L’enjeu est double. D’abord il faut faire connaître ces métiers pour attiser la curiosité de personnes qui n’y ont jamais été sensibilisées. Nous sollicitons les organismes comme la Fédération nationale des travaux publics (FNTP) et les Opérateurs de compétences (Opco). C’est un métier de chantier, avec la vie qui va avec et donc idéalement, les candidats ont déjà une première expérience et partagent cette culture.

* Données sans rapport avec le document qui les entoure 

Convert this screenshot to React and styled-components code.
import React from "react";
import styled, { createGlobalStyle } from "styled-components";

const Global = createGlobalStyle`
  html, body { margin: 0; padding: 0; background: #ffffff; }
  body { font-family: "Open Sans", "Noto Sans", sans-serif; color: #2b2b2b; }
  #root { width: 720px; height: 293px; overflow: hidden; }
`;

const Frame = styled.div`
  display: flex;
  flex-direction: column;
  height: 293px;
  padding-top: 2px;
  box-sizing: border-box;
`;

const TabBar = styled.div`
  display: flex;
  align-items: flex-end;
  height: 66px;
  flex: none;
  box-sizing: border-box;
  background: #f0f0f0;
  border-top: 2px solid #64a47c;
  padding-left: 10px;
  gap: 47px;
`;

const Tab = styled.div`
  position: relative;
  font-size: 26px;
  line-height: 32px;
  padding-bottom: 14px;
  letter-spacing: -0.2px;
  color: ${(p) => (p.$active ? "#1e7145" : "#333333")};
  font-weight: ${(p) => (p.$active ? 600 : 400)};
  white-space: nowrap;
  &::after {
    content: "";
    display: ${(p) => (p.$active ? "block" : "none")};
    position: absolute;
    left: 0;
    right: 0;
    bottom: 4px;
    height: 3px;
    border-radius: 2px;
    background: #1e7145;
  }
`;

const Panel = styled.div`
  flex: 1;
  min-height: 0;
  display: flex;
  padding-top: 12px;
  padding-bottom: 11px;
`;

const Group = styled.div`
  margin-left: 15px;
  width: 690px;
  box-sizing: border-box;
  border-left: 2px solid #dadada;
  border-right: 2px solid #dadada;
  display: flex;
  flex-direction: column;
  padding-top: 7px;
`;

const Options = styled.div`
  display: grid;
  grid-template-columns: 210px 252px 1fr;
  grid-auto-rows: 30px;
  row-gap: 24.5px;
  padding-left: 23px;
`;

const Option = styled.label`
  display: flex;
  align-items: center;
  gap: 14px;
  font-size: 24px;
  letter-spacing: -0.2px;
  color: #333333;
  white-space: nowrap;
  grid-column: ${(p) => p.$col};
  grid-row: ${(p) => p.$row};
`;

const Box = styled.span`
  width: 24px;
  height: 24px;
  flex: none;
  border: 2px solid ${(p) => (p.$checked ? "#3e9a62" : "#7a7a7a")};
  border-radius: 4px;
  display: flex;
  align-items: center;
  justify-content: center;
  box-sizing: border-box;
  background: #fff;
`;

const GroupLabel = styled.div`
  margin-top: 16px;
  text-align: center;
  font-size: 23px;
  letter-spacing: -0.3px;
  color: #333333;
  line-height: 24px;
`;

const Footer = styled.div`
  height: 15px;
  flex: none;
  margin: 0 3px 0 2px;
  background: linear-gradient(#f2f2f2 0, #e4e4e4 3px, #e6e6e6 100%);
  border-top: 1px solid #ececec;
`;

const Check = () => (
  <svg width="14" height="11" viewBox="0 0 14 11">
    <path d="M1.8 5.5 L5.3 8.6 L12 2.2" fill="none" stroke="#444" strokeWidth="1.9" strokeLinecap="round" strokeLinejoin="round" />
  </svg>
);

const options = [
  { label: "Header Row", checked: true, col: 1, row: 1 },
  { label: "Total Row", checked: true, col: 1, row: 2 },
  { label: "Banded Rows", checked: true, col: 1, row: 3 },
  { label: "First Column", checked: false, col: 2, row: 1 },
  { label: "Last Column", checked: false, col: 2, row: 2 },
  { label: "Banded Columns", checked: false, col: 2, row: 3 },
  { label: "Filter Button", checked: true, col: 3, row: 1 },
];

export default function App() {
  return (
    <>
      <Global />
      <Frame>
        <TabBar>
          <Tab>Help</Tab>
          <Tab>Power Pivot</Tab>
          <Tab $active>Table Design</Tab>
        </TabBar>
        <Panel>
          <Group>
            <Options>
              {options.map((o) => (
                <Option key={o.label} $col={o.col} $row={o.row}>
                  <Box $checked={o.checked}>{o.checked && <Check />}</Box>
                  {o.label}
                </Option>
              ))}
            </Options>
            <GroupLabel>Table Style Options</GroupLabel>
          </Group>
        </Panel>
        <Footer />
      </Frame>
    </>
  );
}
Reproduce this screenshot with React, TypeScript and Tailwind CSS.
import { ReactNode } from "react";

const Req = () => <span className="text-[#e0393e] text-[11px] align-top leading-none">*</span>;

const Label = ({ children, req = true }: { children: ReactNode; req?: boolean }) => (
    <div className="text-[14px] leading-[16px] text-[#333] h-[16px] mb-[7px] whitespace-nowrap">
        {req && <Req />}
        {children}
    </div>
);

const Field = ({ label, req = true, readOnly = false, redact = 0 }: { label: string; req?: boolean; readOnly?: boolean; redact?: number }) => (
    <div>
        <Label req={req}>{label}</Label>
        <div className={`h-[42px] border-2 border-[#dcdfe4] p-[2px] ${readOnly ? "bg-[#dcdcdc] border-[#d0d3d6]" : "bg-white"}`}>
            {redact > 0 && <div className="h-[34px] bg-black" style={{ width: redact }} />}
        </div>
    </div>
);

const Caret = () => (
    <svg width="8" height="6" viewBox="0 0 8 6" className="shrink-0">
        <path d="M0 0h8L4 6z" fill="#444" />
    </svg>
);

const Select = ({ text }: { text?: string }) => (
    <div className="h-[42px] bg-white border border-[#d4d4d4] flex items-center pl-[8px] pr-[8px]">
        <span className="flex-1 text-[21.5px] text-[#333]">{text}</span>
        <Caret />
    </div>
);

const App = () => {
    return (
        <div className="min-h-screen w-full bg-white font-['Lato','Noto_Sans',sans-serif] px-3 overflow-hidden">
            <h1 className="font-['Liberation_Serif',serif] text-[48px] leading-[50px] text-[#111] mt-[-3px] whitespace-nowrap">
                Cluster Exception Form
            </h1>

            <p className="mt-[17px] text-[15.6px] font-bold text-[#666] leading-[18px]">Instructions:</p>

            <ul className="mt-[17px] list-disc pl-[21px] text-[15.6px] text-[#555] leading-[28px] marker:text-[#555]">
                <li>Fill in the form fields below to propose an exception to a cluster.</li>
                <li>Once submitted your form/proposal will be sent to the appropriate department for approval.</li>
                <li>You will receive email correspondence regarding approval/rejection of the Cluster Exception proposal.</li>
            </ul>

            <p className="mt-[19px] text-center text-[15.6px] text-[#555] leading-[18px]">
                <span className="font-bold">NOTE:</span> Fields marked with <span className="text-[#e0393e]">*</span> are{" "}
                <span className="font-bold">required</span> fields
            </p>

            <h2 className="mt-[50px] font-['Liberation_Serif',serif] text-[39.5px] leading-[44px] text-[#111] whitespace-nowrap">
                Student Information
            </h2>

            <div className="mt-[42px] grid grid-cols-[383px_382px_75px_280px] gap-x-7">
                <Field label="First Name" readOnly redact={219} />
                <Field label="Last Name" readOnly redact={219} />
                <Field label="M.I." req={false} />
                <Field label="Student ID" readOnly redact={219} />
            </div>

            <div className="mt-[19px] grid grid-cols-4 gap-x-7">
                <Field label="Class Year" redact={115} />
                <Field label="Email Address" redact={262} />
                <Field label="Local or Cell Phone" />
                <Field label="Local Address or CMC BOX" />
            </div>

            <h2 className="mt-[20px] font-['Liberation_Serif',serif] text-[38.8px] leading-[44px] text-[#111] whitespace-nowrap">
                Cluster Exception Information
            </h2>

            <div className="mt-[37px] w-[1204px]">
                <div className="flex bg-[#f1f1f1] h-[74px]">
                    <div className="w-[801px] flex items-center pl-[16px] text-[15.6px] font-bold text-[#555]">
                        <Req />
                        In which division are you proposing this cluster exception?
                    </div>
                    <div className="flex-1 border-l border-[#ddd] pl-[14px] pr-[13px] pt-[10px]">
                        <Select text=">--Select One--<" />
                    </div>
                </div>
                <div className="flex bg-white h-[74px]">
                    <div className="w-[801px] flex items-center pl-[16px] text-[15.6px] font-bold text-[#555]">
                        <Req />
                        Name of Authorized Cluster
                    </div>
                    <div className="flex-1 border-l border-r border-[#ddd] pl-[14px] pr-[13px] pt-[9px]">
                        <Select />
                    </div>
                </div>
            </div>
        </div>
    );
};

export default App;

Il faut aussi développer de nouvelles initiatives pour créer des formations initiales, mais également des formations continues pour satisfaire rapidement le besoin au travers de la reconversion professionnelle. Ensuite, l’aventure continue en situation car ce métier, comme beaucoup de métiers opérationnels, s’apprend en l’exerçant et la progression vers les postes de pilotage et de supervision se font nécessairement par le rang.

Il nous faut des coachs, beaucoup de coachs, des sachants du métier du forage mais aussi de la bonne gestion de chantier, de la maîtrise des risques et de la sécurité. Il y en aura pour toutes les bonnes volontés. À nous de bien les accueillir et les motiver.